Sur le Katarina a embarqué une tripotée de touristes divers et variés mais surtout hauts en couleurs : un écrivain énigmatique et fréquemment alcoolisé, des américaines un peu pimbêches, deux italiennes qui ne mâchent pas leurs mots, une jeune femme attentive auprès d'un vieux mourant et notre narrateur dont le lecteur ignore tout si ce n'est qu'il est documentariste. Au fil des escales du Katarina, ce dernier ambitionne de filmer les oiseaux exotiques des côtes africaines. Malheureusement, cette croisière de luxe en pays fantasmé va tourner court. Quelques changements s'immiscent progressivement dans le quotidien, que les passagers ne voient pas ou ne veulent pas voir. On reste tourner vers soi-même ; on veut croire encore que tout est possible. Mais le coup d’État qui a pris la terre prend aussi la mer : une bande rebelle prend possession du bateau et chacun se métamorphose au contact de cette violence nouvelle. D'observateur des oiseaux, notre narrateur devient observateur de la faune encore plus étrange des hommes.

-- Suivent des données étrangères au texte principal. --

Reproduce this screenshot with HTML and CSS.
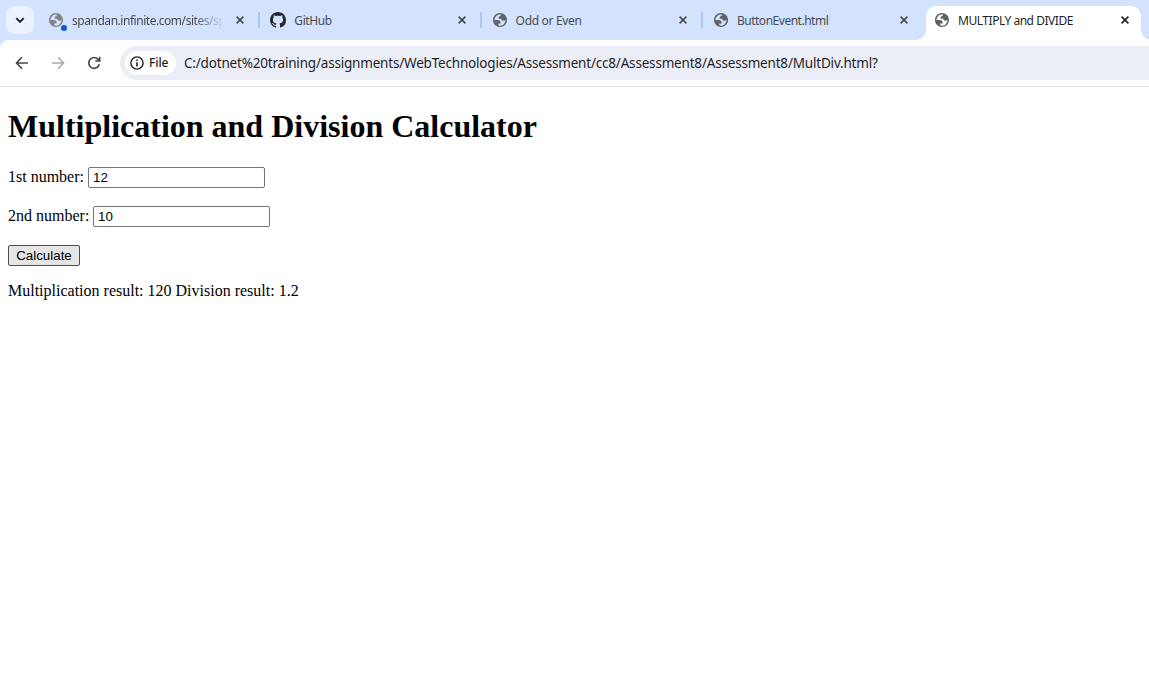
FILE: index.html
```html
<!DOCTYPE html>
<html lang="en">
<head>
<meta charset="utf-8">
<title>MULTIPLY and DIVIDE</title>
<link rel="stylesheet" href="styles.css">
</head>
<body>
<svg class="defs" width="0" height="0">
  <symbol id="globe" viewBox="2 2 20 20"><path fill-rule="evenodd" d="M12 2C6.48 2 2 6.48 2 12s4.48 10 10 10 10-4.48 10-10S17.52 2 12 2zM4 12h4.4c3.407.022 4.922 1.73 4.543 5.127H9.488v2.47a8.004 8.004 0 0 0 10.498-8.083C19.327 12.504 18.332 13 17 13c-2.137 0-3.206-.916-3.206-2.75h-3.748c-.274-2.728.683-4.092 2.87-4.092 0-.975.327-1.597.811-1.97A8.004 8.004 0 0 0 4 12z"/></symbol>
  <symbol id="close" viewBox="0 0 8 8"><path d="M.6.6l6.8 6.8M7.4.6L.6 7.4" fill="none" stroke="currentColor" stroke-width="1.6"/></symbol>
</svg>
<header class="tabstrip">
  <button class="search-tabs" aria-label="Search tabs"><svg width="10" height="7" viewBox="0 0 10 7"><path d="M1.3 1.2L5 4.9l3.7-3.7" fill="none" stroke="currentColor" stroke-width="1.9"/></svg></button>
  <div class="tab first">
    <span class="favicon muted"><svg><use href="#globe"/></svg><i class="dot"></i></span>
    <span class="title fade">spandan.infinite.com/sites/sp</span>
    <svg class="close"><use href="#close"/></svg>
  </div>
  <div class="tab">
    <span class="favicon github"><svg viewBox="0 0 16 16"><path d="M8 0C3.58 0 0 3.58 0 8c0 3.54 2.29 6.53 5.47 7.59.4.07.55-.17.55-.38 0-.19-.01-.82-.01-1.49-2.01.37-2.53-.49-2.69-.94-.09-.23-.48-.94-.82-1.13-.28-.15-.68-.52-.01-.53.63-.01 1.08.58 1.23.82.72 1.21 1.87.87 2.33.66.07-.52.28-.87.51-1.07-1.78-.2-3.64-.89-3.64-3.95 0-.87.31-1.59.82-2.15-.08-.2-.36-1.02.08-2.12 0 0 .67-.21 2.2.82.64-.18 1.32-.27 2-.27s1.36.09 2 .27c1.53-1.04 2.2-.82 2.2-.82.44 1.1.16 1.92.08 2.12.51.56.82 1.27.82 2.15 0 3.07-1.87 3.75-3.65 3.95.29.25.54.73.54 1.48 0 1.07-.01 1.93-.01 2.2 0 .21.15.46.55.38A8.01 8.01 0 0016 8c0-4.42-3.58-8-8-8z"/></svg></span>
    <span class="title t-github">GitHub</span>
    <svg class="close"><use href="#close"/></svg>
  </div>
  <div class="tab">
    <span class="favicon"><svg><use href="#globe"/></svg></span>
    <span class="title t-odd">Odd or Even</span>
    <svg class="close"><use href="#close"/></svg>
  </div>
  <div class="tab plain">
    <span class="favicon"><svg><use href="#globe"/></svg></span>
    <span class="title t-button">ButtonEvent.html</span>
    <svg class="close"><use href="#close"/></svg>
  </div>
  <div class="tab active">
    <span class="favicon"><svg><use href="#globe"/></svg></span>
    <span class="title t-mult">MULTIPLY and DIVIDE</span>
    <svg class="close"><use href="#close"/></svg>
  </div>
</header>
<nav class="toolbar">
  <svg class="nav-icon" viewBox="0 0 14 14"><path d="M13 7H2M7 1.3L1.5 7 7 12.7"/></svg>
  <svg class="nav-icon disabled" viewBox="0 0 14 14"><path d="M1 7h11M7 1.3L12.5 7 7 12.7"/></svg>
  <svg class="nav-icon" viewBox="0 0 14 14"><path d="M12.4 8.2A5.4 5.4 0 1 1 11.2 3.4L12.7 5M12.7.8V5H8.4"/></svg>
  <div class="omnibox">
    <span class="chip"><svg width="14" height="14" viewBox="0 0 14 14"><circle cx="7" cy="7" r="6.1" fill="none" stroke="currentColor" stroke-width="1.4"/><path d="M6.3 6.2h1.4v4.2H6.3zM6.3 3.6h1.4V5H6.3z"/></svg><span class="chip-text">File</span></span>
    <span class="url">C:/dotnet%20training/assignments/WebTechnologies/Assessment/cc8/Assessment8/Assessment8/MultDiv.html?</span>
  </div>
</nav>
<main class="page">
  <h1>Multiplication and Division Calculator</h1>
  <form>
    <div class="row"><label for="first">1st number:</label><input id="first" type="text" value="12"></div>
    <div class="row"><label for="second" class="second">2nd number:</label><input id="second" type="text" value="10"></div>
    <button type="button" class="calculate">Calculate</button>
  </form>
  <p class="result">Multiplication result: 120 Division result: 1.2</p>
</main>
</body>
</html>
```
FILE: styles.css
```css
* { box-sizing: border-box; }
body {
  margin: 0;
  height: 692px;
  overflow: hidden;
  background: #fff;
  color: #000;
  font-family: "Liberation Serif", serif;
}
.defs { display: block; }
.tabstrip {
  display: flex;
  height: 40px;
  padding-left: 6px;
  background: #d3e2fd;
  font: 12px/16px "Noto Sans", "Open Sans", sans-serif;
  color: #474b50;
}
.search-tabs {
  flex: none;
  display: flex;
  align-items: center;
  justify-content: center;
  width: 28px;
  height: 28px;
  margin: 6px 4px 0 0;
  padding: 0;
  border: 0;
  border-radius: 9px;
  background: #edf3fe;
  color: #1f1f1f;
}
.tab {
  position: relative;
  flex: none;
  display: flex;
  align-items: center;
  width: 221.3px;
  height: 40px;
  padding: 0 15px 0 11px;
}
.tab::after {
  content: "";
  position: absolute;
  right: -1px;
  top: 12px;
  width: 2px;
  height: 16px;
  background: #a8c7fa;
}
.tab.plain::after { display: none; }
.favicon {
  position: relative;
  flex: none;
  width: 16px;
  height: 16px;
  padding: 1px;
  margin-right: 8px;
  fill: #5f6368;
}
.favicon svg { display: block; width: 14px; height: 14px; }
.favicon.github { padding: 0; fill: #24292f; }
.favicon.github svg { width: 16px; height: 16px; }
.tab.first .favicon { left: -1px; margin-right: 7px; }
.favicon.muted { fill: #808387; }
.dot {
  position: absolute;
  left: 13px;
  top: 13px;
  width: 6px;
  height: 6px;
  border-radius: 50%;
  background: #0b57d0;
}
.title {
  flex: 1;
  min-width: 0;
  white-space: nowrap;
  margin-right: 12px;
  padding-top: 1px;
}
.title.fade {
  letter-spacing: -0.46px;
  mask-image: linear-gradient(to right, #000 122px, transparent 152px);
}
.t-github { letter-spacing: -0.4px; }
.t-odd { letter-spacing: -0.32px; }
.t-button { letter-spacing: -0.48px; }
.t-mult { letter-spacing: -0.46px; }
.close { flex: none; width: 8px; height: 8px; color: #474b50; }
.tab.active {
  width: 215px;
  height: 34px;
  margin: 6px 0 0 2.8px;
  padding: 0 12px 6px 8px;
  border-radius: 10px 10px 0 0;
  background: #fff;
  color: #1f1f1f;
}
.tab.active::before,
.tab.active::after {
  content: "";
  position: absolute;
  top: auto;
  bottom: 0;
  width: 10px;
  height: 10px;
}
.tab.active::before {
  left: -10px;
  background: radial-gradient(circle at 0 0, transparent 9.5px, #fff 10px);
}
.tab.active::after {
  right: -10px;
  background: radial-gradient(circle at 100% 0, transparent 9.5px, #fff 10px);
}
.tab.active .close { color: #1f1f1f; }
.toolbar {
  display: flex;
  align-items: center;
  height: 47px;
  padding-left: 15px;
  border-bottom: 1px solid #dfe1e5;
  background: radial-gradient(circle at 8px 8px, #fff 7.5px, #d3e2fd 8px) 0 0 / 8px 8px no-repeat, #fff;
}
.nav-icon {
  flex: none;
  width: 14px;
  height: 14px;
  margin-right: 22px;
  fill: none;
  stroke: #474747;
  stroke-width: 1.6;
}
.nav-icon.disabled { stroke: #ababab; }
.nav-icon + .omnibox { margin-left: -3px; }
.omnibox {
  flex: 1;
  display: flex;
  align-items: center;
  height: 34px;
  padding-left: 5px;
  border-radius: 17px 0 0 17px;
  background: #ebeef7;
  font: 13.5px/20px "Noto Sans", "Open Sans", sans-serif;
  color: #1f1f1f;
}
.chip {
  display: flex;
  align-items: center;
  gap: 5px;
  width: 51px;
  height: 24px;
  padding-left: 5px;
  border-radius: 12px;
  background: #fff;
  font-size: 12px;
  font-weight: 500;
}
.chip-text { letter-spacing: -0.1px; }
.url {
  margin-left: 8px;
  white-space: nowrap;
  letter-spacing: -0.19px;
}
.page { padding: 0 8px; font-size: 16px; }
h1 {
  margin: 21px 0 22px;
  font-size: 32px;
  line-height: 37px;
}
.row {
  display: flex;
  align-items: center;
  height: 21px;
  margin-bottom: 18px;
}
.row label { width: 80px; padding-bottom: 2px; white-space: nowrap; }
.row label.second { width: 85px; }
.row input {
  width: 177px;
  height: 21px;
  padding: 1px 3px 1px 4px;
  border: 1px solid #767676;
  border-radius: 2px;
  font: 13.333px "Liberation Sans", sans-serif;
}
.calculate {
  display: block;
  width: 72px;
  height: 21px;
  padding: 0;
  border: 1px solid #4f4f4f;
  border-radius: 2px;
  background: #e5e5e5;
  color: #000;
  font: 13.333px "Liberation Sans", sans-serif;
}
.result { margin: 16px 0 0; line-height: 18px; }
```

Soyons tout à fait francs : je ne sais absolument pas quoi vous dire de ce roman. Je suis restée d'une froideur de marbre à son contact et ces longues phrases amples, pleines d'une successions de virgules étourdissantes censément propice à nous rendre pleinement acteurs de l'abordage en train de se faire n'a fait que m'éloigner bien loin sur d'autres vagues. Je saisis bien le projet littéraire à mi-chemin entre l'immersion totale et le temps suspendu. Une espèce de volonté ambitieuse de rendre compte du déferlement d'actions en même temps que de la torpeur de ceux qui les vivent. Malheureusement pour moi, je trouve pénible d'ériger en style virtuose cet espèce de gimmick éculé qui consiste à enchaîner les virgules pour mettre en lumière je ne sais quoi. Même s'il y a sans doute là une forme de talent pour parvenir à créer de ce flot incessant une unité, il y a surtout là une pose littéraire à la mode qui a le don de m'ennuyer en un quart de seconde. Du coup, mon avis est biaisé parce que la forme même du roman est typiquement de celles qui me déplaisent. François Emmanuel a donc réussi le tour de force, grâce à cela, de me raser avec un sujet qui, pourtant, avait tout au départ pour me passionner. On peut considérer que c'est une forme de réussite, en un sens !

Et puisque mon avis est d'une partialité éhontée, je vous laisse ci-après l'incipit du roman pour que vous vous en fassiez votre propre idée. Les 200 pages du roman sont, grosso modo, une succession sans fin de ça :

De toute façon le commandant de bord le savait, tout le personnel était au courant, parce que ce devait être une pratique habituelle vers le début de la croisière, une petite attraction clandestine sollicitée en douce par certains clients, qui n'étaient peut-être venus que pour ça, et qui se retrouvaient au bar du solarium avec le nommé Jean-Noël Saintz, responsable de l'hôtellerie, celui-là même qui jurerait ses grands dieux de n'y être pour rien, mettant cela sur le compte de l'Afrique, des petites combines à l'africaine, du grand bordel ambiant... Et quand au soir du deuxième jour de la croisière elles étaient entrées toutes les trois dans la salle à manger du bateau avec leurs airs candides, vaguement intimidés, leurs jupes satinées moulantes et leur démarche vacillante à cause des chaussures à talons aiguilles qui les faisaient ressembler à des filles de bar, comme les Blancs les aiment et les imaginent, à la fois faciles et fatales, charnelles et vaguement intouchables, harnachées de breloques, ceinturons, chaînettes, lorsqu'elles s'étaient installées ce soir-là à la table inoccupée en faisant mine de converser entre elles le plus naturellement du monde, d'échanger leurs petits secrets comme les grandes filles qu'elles étaient encore, écolières déguisées en girls, à la fois inquiètes et vaguement excitées, j'ai vu pâlir les Américaines de la table d'en face, j'ai vu la stupeur chez ces deux bigots évangélistes, toute la fascination horrifiée qu'éveillait en elles l'irruption de ces jeunes beautés noires habillées en girls, tandis que l'une des deux, la blonde ou plutôt la fausse blonde avec des lèvres rouge vif, s'était mise au-dessus du brouhaha : but who are they those... who are they ?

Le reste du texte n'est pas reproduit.